Agents¶

Agents in the sidebar turns a trained checkpoint into something you can call over HTTP. Two tabs split the list:

Tab	Use for
Classic RL	Gym and PettingZoo checkpoints
Advanced Training	LLM and supervised deployments

Classic RL and Advanced Training list different kinds of agents. Checkpoints from one project type do not appear on the other tab.

Classic RL tab¶

Classic RL agents come from gym (or PettingZoo) experiments. The table lists agents tied to those runs.

Column	Meaning
Agent	Deployment name
Description	Optional text
Source Experiment	Experiment the checkpoint came from
Status	Undeployed, Pending, Deployed, or Failed (see Inference contract)
Actions	Connect / Disconnect, Delete, expand chevron when deployed

Connect starts inference for that row. Disconnect turns the endpoint off without deleting the agent. Delete removes the agent from the table.

Expand a row when status is Deployed and the agent is connected. The panel shows API key, endpoint URL, code snippets, and (for supported algorithms) a chat playground.
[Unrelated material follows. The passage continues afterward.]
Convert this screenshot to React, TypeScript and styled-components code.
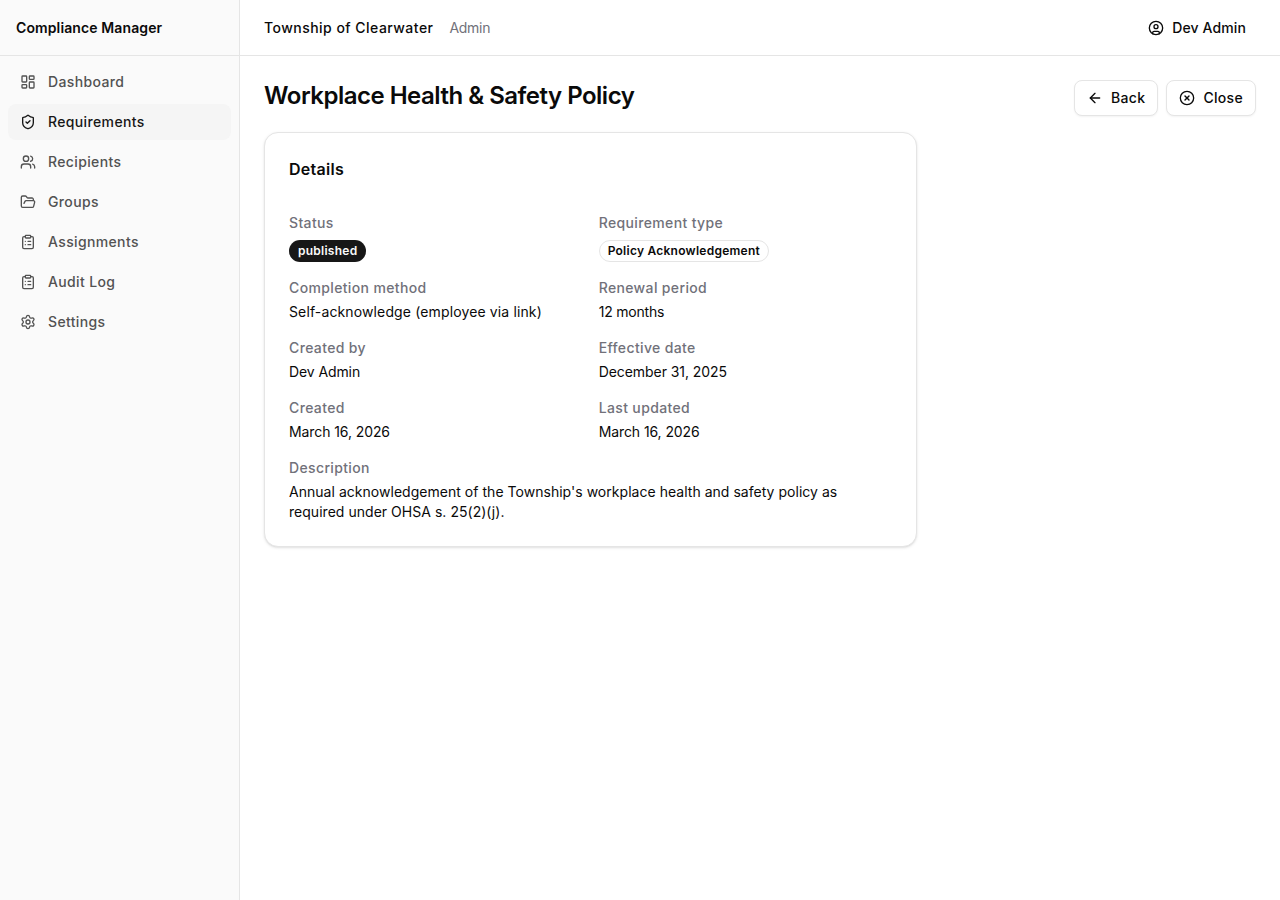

Creating a Classic RL agent opens Create New Agent in classic mode. The row appears with status Undeployed until you click Connect.

Advanced Training tab¶

Advanced Training agents are saved models from dataset- or LLM-based experiments. The table adds a Base Model column when the saved model records a pretrained path.

Connect works in two cases:

No deployment yet: Connect creates the inference deployment and turns it on.
Deployment already exists: Connect / Disconnect toggles whether it is live.

Expand a row when the linked deployment is Deployed. The panel shows API key, endpoint, and snippets.

Saved models from Advanced Training can also be picked as decoders when you chain LatentPPO in a pipeline.

Create New Agent¶

Use New Agent in the top bar. The button stays disabled until at least one experiment in the current tab’s project type has checkpoints. The tooltip names which project type is missing data.

The modal has two steps: Details, then Checkpoint. See Create and deploy an agent.

LatentPPO¶

LatentPPO appears on the Advanced Training tab. Create a saved model from a LatentPPO experiment, then Connect like other advanced agents. When status is Deployed, Manual HTTP snippets use the predict path (same family as Supervised). There is no chat playground.

In pipelines, a prior stage’s checkpoint can still feed a LatentPPO stage as the decoder. See Pipelines.

Inference contract¶

Deployment statuses, which snippet tab to use, and endpoint path suffixes are in Inference contract. Start there when a row stays Pending or moves to Failed.